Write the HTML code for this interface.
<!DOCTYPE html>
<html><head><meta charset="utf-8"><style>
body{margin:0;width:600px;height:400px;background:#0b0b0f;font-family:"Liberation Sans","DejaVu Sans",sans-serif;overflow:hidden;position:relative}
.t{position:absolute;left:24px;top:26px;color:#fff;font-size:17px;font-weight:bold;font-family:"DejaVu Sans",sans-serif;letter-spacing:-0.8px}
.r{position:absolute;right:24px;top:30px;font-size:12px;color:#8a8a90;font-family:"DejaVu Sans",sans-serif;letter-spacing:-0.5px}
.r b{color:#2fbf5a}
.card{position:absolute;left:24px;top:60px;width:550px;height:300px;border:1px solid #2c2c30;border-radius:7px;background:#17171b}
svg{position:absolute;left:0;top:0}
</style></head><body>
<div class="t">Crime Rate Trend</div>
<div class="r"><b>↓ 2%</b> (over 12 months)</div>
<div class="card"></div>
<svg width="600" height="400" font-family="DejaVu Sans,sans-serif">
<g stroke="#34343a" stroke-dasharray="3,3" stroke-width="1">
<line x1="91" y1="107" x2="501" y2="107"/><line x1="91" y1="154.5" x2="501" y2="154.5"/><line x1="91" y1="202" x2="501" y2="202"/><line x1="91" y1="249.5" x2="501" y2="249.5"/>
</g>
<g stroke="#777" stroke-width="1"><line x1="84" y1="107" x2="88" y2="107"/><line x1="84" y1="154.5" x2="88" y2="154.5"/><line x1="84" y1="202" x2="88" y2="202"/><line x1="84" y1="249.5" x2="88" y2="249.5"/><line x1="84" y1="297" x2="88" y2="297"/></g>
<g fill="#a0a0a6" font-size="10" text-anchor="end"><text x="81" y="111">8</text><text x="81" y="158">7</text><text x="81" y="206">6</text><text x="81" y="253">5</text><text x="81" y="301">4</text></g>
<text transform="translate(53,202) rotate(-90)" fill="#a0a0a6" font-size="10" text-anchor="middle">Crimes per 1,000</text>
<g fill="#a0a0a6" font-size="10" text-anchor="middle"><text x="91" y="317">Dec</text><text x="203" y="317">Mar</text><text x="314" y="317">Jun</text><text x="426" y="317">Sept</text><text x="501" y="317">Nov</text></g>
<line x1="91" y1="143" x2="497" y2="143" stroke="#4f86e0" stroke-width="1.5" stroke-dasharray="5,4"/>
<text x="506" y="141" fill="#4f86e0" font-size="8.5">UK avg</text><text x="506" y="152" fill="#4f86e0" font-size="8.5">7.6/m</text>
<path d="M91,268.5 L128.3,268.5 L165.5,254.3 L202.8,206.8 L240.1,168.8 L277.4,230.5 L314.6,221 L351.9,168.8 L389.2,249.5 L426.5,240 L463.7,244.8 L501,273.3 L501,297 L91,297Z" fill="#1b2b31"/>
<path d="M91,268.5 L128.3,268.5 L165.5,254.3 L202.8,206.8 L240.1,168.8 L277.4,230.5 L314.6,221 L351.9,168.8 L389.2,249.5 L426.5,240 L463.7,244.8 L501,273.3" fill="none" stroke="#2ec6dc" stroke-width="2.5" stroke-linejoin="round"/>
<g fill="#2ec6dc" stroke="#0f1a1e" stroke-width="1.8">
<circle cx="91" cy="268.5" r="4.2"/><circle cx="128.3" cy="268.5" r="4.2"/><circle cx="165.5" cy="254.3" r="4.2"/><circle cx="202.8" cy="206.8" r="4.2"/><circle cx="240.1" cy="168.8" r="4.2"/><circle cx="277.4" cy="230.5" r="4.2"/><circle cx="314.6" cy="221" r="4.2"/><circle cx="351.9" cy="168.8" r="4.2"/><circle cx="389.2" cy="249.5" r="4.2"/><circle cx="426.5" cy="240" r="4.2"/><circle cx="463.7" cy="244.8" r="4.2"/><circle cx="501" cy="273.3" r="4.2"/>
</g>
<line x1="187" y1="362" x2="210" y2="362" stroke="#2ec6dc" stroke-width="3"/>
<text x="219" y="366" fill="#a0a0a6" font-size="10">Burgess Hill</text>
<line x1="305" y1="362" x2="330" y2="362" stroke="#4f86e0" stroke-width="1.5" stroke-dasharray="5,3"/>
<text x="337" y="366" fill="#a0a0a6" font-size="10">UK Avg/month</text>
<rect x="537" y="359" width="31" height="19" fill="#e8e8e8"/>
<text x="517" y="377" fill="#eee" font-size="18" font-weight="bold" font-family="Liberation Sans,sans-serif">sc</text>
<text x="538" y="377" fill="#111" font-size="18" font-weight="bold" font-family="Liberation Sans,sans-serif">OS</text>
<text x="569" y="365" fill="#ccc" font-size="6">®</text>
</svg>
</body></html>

> [WHAT IS REQUIRED]:
Output the listing above without altering a single character.

> [WRITTEN RESPONSE]:
Write the HTML code for this interface.
<!DOCTYPE html>
<html><head><meta charset="utf-8"><style>
body{margin:0;width:600px;height:400px;background:#0b0b0f;font-family:"Liberation Sans","DejaVu Sans",sans-serif;overflow:hidden;position:relative}
.t{position:absolute;left:24px;top:26px;color:#fff;font-size:17px;font-weight:bold;font-family:"DejaVu Sans",sans-serif;letter-spacing:-0.8px}
.r{position:absolute;right:24px;top:30px;font-size:12px;color:#8a8a90;font-family:"DejaVu Sans",sans-serif;letter-spacing:-0.5px}
.r b{color:#2fbf5a}
.card{position:absolute;left:24px;top:60px;width:550px;height:300px;border:1px solid #2c2c30;border-radius:7px;background:#17171b}
svg{position:absolute;left:0;top:0}
</style></head><body>
<div class="t">Crime Rate Trend</div>
<div class="r"><b>↓ 2%</b> (over 12 months)</div>
<div class="card"></div>
<svg width="600" height="400" font-family="DejaVu Sans,sans-serif">
<g stroke="#34343a" stroke-dasharray="3,3" stroke-width="1">
<line x1="91" y1="107" x2="501" y2="107"/><line x1="91" y1="154.5" x2="501" y2="154.5"/><line x1="91" y1="202" x2="501" y2="202"/><line x1="91" y1="249.5" x2="501" y2="249.5"/>
</g>
<g stroke="#777" stroke-width="1"><line x1="84" y1="107" x2="88" y2="107"/><line x1="84" y1="154.5" x2="88" y2="154.5"/><line x1="84" y1="202" x2="88" y2="202"/><line x1="84" y1="249.5" x2="88" y2="249.5"/><line x1="84" y1="297" x2="88" y2="297"/></g>
<g fill="#a0a0a6" font-size="10" text-anchor="end"><text x="81" y="111">8</text><text x="81" y="158">7</text><text x="81" y="206">6</text><text x="81" y="253">5</text><text x="81" y="301">4</text></g>
<text transform="translate(53,202) rotate(-90)" fill="#a0a0a6" font-size="10" text-anchor="middle">Crimes per 1,000</text>
<g fill="#a0a0a6" font-size="10" text-anchor="middle"><text x="91" y="317">Dec</text><text x="203" y="317">Mar</text><text x="314" y="317">Jun</text><text x="426" y="317">Sept</text><text x="501" y="317">Nov</text></g>
<line x1="91" y1="143" x2="497" y2="143" stroke="#4f86e0" stroke-width="1.5" stroke-dasharray="5,4"/>
<text x="506" y="141" fill="#4f86e0" font-size="8.5">UK avg</text><text x="506" y="152" fill="#4f86e0" font-size="8.5">7.6/m</text>
<path d="M91,268.5 L128.3,268.5 L165.5,254.3 L202.8,206.8 L240.1,168.8 L277.4,230.5 L314.6,221 L351.9,168.8 L389.2,249.5 L426.5,240 L463.7,244.8 L501,273.3 L501,297 L91,297Z" fill="#1b2b31"/>
<path d="M91,268.5 L128.3,268.5 L165.5,254.3 L202.8,206.8 L240.1,168.8 L277.4,230.5 L314.6,221 L351.9,168.8 L389.2,249.5 L426.5,240 L463.7,244.8 L501,273.3" fill="none" stroke="#2ec6dc" stroke-width="2.5" stroke-linejoin="round"/>
<g fill="#2ec6dc" stroke="#0f1a1e" stroke-width="1.8">
<circle cx="91" cy="268.5" r="4.2"/><circle cx="128.3" cy="268.5" r="4.2"/><circle cx="165.5" cy="254.3" r="4.2"/><circle cx="202.8" cy="206.8" r="4.2"/><circle cx="240.1" cy="168.8" r="4.2"/><circle cx="277.4" cy="230.5" r="4.2"/><circle cx="314.6" cy="221" r="4.2"/><circle cx="351.9" cy="168.8" r="4.2"/><circle cx="389.2" cy="249.5" r="4.2"/><circle cx="426.5" cy="240" r="4.2"/><circle cx="463.7" cy="244.8" r="4.2"/><circle cx="501" cy="273.3" r="4.2"/>
</g>
<line x1="187" y1="362" x2="210" y2="362" stroke="#2ec6dc" stroke-width="3"/>
<text x="219" y="366" fill="#a0a0a6" font-size="10">Burgess Hill</text>
<line x1="305" y1="362" x2="330" y2="362" stroke="#4f86e0" stroke-width="1.5" stroke-dasharray="5,3"/>
<text x="337" y="366" fill="#a0a0a6" font-size="10">UK Avg/month</text>
<rect x="537" y="359" width="31" height="19" fill="#e8e8e8"/>
<text x="517" y="377" fill="#eee" font-size="18" font-weight="bold" font-family="Liberation Sans,sans-serif">sc</text>
<text x="538" y="377" fill="#111" font-size="18" font-weight="bold" font-family="Liberation Sans,sans-serif">OS</text>
<text x="569" y="365" fill="#ccc" font-size="6">®</text>
</svg>
</body></html>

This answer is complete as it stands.